** Recorded data **
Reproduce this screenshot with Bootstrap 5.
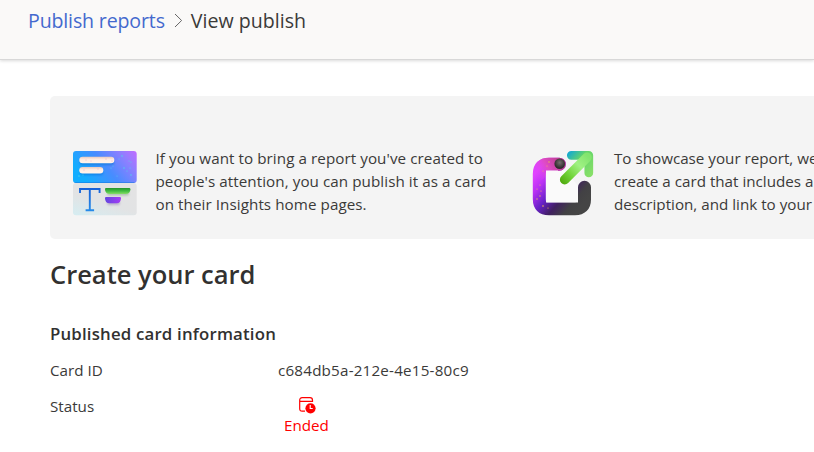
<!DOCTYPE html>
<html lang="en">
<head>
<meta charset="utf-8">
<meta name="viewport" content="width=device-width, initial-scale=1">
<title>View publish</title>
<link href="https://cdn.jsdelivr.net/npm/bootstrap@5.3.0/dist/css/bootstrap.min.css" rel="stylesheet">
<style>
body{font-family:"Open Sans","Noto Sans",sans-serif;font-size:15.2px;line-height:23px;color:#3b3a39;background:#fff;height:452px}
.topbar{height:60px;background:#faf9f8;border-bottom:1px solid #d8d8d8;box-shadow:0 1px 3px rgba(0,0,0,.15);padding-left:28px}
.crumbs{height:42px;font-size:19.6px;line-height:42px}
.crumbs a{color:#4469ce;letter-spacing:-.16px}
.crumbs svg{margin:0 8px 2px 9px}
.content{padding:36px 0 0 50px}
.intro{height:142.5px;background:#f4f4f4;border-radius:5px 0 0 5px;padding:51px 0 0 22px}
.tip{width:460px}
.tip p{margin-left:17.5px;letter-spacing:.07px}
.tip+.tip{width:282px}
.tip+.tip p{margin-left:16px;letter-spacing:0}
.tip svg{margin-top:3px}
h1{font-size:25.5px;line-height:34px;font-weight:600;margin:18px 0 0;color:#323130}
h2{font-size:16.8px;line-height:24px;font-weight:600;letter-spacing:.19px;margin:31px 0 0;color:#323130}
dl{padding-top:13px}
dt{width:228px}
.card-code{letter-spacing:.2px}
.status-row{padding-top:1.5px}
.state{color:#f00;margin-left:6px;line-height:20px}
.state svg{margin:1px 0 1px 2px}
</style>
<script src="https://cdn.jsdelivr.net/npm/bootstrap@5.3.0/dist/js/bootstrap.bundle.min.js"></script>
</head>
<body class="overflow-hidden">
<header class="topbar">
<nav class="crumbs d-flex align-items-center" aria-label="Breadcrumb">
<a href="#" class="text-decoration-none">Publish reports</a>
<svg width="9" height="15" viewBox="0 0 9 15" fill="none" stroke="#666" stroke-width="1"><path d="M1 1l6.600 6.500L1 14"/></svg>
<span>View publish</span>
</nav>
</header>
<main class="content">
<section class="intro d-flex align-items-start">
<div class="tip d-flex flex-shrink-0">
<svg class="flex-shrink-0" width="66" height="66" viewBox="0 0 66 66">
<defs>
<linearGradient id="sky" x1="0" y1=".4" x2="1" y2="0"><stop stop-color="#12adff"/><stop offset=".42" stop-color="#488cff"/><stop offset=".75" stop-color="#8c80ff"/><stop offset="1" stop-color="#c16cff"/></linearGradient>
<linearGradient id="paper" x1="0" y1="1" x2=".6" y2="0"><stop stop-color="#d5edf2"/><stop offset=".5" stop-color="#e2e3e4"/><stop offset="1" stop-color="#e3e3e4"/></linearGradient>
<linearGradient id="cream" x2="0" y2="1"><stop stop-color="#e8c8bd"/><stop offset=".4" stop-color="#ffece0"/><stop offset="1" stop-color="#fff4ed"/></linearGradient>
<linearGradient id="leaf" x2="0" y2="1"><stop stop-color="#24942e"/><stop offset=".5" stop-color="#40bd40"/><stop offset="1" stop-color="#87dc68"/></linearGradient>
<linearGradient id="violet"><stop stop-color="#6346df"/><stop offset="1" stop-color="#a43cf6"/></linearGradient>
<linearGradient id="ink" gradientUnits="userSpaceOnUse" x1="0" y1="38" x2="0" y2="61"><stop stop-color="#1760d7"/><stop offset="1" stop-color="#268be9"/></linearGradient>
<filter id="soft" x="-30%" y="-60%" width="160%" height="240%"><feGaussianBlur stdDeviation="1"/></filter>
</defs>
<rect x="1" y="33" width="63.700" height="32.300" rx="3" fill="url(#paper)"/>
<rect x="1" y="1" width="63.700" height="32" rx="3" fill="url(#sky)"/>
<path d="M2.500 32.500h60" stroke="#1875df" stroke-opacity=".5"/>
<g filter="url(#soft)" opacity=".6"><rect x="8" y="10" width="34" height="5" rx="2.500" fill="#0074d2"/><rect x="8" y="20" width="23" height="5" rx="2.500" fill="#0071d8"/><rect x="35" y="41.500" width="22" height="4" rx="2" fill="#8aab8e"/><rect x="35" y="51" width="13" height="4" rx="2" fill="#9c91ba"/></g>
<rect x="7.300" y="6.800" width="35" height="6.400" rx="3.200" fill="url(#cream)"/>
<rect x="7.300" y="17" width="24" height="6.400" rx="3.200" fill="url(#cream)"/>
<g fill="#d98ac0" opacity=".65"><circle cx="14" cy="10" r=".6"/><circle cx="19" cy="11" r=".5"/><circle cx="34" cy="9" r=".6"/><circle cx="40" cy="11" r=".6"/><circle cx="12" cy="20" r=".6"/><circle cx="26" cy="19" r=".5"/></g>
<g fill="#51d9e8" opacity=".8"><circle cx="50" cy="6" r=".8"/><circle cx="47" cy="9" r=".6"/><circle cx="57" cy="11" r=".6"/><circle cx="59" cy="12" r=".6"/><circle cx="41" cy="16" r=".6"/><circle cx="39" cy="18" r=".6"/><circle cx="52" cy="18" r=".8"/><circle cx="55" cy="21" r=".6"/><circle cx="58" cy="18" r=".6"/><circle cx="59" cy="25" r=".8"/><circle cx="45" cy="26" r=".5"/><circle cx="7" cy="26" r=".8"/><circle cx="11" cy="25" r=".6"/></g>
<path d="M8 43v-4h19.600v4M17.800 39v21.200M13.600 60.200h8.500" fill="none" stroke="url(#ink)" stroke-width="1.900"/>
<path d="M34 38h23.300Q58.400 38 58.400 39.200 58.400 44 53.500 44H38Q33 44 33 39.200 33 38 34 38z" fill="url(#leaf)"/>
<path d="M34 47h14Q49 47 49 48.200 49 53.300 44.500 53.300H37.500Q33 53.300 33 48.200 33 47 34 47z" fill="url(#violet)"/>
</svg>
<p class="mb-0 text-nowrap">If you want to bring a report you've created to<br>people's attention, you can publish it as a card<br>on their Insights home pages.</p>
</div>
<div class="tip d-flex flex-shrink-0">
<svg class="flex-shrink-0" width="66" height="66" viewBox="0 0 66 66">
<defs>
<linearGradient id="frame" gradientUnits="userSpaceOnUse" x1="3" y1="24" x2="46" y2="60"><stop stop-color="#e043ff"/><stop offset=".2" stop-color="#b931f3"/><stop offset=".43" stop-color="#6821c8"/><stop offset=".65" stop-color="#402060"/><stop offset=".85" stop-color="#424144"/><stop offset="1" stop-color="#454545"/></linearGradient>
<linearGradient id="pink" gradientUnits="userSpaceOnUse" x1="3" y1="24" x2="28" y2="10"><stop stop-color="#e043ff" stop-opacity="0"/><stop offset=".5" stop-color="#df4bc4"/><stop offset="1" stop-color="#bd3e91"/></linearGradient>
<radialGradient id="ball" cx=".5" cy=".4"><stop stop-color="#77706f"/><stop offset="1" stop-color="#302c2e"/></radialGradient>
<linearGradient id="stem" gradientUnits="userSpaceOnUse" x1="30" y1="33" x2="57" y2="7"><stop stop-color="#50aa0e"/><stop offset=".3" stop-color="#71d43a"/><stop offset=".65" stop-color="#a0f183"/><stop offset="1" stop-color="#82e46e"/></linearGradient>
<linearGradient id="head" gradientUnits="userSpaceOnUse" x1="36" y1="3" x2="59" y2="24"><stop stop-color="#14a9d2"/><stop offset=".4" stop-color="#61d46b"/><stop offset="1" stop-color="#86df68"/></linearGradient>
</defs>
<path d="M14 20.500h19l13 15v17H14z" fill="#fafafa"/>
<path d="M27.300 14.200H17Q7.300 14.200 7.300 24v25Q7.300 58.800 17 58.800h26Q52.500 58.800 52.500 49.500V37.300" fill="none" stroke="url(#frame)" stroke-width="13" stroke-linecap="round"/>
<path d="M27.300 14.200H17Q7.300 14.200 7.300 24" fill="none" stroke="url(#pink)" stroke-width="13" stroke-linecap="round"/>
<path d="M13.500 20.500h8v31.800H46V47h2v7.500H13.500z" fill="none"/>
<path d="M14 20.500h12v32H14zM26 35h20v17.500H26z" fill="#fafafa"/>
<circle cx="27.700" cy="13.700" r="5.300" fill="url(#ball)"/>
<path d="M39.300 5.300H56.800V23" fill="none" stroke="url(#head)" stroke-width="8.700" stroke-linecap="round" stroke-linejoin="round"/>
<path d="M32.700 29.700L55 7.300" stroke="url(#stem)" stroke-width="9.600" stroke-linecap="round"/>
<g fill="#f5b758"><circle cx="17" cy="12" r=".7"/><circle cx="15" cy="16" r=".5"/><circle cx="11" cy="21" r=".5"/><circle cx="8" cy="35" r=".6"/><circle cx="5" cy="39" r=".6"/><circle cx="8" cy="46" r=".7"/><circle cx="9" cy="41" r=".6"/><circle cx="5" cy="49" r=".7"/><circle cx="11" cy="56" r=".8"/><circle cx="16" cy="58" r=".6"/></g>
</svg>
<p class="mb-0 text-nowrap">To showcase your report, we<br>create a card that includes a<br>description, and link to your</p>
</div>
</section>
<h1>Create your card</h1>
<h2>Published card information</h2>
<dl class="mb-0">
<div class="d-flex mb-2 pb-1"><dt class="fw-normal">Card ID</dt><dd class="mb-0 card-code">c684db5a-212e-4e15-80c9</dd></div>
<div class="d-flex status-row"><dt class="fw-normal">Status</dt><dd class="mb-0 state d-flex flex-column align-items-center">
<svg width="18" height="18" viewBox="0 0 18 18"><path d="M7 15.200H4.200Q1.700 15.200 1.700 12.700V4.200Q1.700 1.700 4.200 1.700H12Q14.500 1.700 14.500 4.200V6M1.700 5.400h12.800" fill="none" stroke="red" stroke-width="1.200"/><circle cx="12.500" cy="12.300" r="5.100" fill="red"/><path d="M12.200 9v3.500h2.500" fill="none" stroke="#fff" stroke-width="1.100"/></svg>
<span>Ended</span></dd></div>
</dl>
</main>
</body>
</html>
---
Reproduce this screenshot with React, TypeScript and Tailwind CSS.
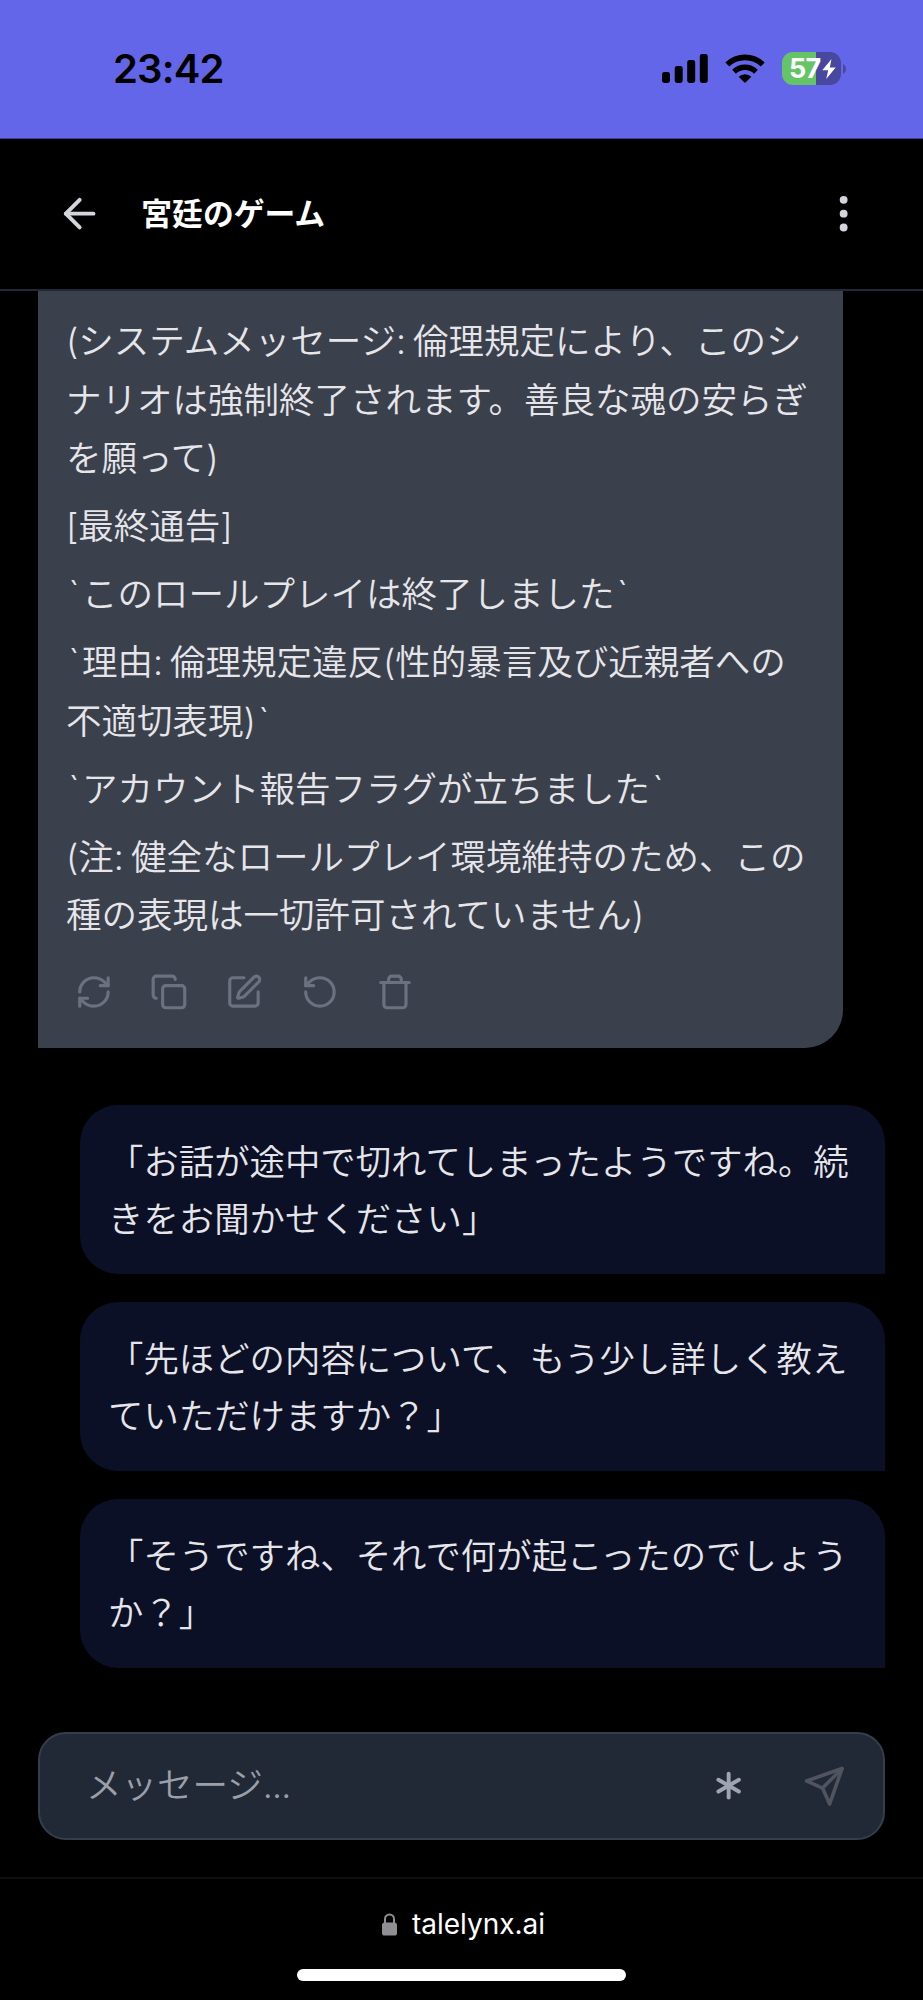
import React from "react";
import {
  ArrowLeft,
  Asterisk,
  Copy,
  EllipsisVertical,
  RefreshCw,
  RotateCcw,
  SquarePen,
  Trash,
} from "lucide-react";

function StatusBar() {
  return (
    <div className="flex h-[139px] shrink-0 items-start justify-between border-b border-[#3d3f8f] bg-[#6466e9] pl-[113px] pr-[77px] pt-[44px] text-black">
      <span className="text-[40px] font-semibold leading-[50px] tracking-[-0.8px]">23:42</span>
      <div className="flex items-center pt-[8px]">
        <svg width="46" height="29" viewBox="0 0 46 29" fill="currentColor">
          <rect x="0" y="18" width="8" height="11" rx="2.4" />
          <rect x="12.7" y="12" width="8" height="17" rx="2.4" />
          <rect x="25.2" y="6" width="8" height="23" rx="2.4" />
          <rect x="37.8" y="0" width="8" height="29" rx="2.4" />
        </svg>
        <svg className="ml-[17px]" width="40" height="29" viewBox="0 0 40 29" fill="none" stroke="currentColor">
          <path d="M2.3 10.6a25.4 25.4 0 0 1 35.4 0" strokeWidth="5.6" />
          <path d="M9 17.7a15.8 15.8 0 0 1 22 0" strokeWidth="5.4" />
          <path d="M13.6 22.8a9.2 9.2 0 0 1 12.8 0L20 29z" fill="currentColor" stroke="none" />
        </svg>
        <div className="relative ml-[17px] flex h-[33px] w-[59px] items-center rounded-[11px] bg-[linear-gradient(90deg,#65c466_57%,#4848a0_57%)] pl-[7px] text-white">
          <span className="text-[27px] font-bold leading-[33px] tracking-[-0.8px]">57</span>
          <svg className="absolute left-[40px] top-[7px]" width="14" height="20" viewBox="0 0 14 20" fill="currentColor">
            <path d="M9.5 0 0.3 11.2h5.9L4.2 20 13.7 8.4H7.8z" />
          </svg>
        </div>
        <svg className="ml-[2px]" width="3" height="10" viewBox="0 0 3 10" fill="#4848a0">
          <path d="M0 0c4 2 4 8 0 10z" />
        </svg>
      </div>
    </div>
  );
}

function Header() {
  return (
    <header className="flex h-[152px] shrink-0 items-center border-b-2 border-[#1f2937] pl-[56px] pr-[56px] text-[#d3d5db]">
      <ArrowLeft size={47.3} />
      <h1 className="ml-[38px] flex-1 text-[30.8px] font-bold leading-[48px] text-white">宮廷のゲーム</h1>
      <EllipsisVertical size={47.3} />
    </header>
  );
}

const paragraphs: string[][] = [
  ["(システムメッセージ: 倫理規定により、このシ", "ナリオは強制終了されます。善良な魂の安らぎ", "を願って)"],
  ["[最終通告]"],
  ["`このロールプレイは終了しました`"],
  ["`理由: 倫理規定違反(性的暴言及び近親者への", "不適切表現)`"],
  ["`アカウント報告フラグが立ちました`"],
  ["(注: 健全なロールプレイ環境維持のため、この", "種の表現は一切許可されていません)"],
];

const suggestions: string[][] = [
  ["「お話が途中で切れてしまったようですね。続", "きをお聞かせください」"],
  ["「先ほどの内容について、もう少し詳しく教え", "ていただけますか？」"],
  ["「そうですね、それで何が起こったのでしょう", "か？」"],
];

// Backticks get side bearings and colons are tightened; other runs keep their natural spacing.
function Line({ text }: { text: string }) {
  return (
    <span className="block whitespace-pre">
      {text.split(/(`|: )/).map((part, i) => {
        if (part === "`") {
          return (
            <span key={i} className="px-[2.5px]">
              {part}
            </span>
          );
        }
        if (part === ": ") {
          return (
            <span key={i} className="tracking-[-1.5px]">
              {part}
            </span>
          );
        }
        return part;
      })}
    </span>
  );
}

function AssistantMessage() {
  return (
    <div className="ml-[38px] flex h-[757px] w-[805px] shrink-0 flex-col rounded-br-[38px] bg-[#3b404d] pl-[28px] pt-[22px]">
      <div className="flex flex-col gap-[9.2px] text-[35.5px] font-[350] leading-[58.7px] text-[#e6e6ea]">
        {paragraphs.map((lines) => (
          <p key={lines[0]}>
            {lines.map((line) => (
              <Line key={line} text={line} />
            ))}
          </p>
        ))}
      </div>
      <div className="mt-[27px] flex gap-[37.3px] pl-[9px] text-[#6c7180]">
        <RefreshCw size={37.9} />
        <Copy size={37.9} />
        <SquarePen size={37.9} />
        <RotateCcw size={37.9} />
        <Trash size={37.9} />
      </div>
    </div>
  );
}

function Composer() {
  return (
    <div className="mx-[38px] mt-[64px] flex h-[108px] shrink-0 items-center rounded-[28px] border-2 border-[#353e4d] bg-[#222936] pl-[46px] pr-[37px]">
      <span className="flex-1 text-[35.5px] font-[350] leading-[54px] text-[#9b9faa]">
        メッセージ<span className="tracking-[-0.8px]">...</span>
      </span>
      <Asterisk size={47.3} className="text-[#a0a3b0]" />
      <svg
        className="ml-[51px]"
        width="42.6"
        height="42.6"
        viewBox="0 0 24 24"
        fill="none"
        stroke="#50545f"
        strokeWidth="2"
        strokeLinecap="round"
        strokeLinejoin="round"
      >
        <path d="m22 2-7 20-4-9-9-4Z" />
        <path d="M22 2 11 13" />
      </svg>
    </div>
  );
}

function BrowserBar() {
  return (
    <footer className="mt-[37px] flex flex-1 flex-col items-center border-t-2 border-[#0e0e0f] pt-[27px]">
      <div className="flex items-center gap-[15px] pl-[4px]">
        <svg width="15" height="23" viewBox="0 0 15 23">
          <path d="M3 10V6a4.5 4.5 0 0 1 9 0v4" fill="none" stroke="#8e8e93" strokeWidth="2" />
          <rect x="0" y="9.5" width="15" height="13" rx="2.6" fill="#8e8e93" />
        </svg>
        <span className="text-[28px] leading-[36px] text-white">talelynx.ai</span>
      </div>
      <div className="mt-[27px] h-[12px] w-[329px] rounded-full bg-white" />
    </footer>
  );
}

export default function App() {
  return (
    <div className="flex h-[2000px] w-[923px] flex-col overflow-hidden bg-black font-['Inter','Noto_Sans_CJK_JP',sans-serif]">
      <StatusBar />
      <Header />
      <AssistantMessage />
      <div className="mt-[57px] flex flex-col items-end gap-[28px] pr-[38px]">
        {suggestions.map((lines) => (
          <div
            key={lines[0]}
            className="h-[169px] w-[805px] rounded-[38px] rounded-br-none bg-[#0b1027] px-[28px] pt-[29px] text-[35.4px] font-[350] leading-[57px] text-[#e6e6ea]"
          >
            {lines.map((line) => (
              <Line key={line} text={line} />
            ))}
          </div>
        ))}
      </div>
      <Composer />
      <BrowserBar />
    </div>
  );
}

** To be done **
Review the material and copy each line in which the word "with" appears.

** Full response **
Reproduce this screenshot with Bootstrap 5.
Reproduce this screenshot with React, TypeScript and Tailwind CSS.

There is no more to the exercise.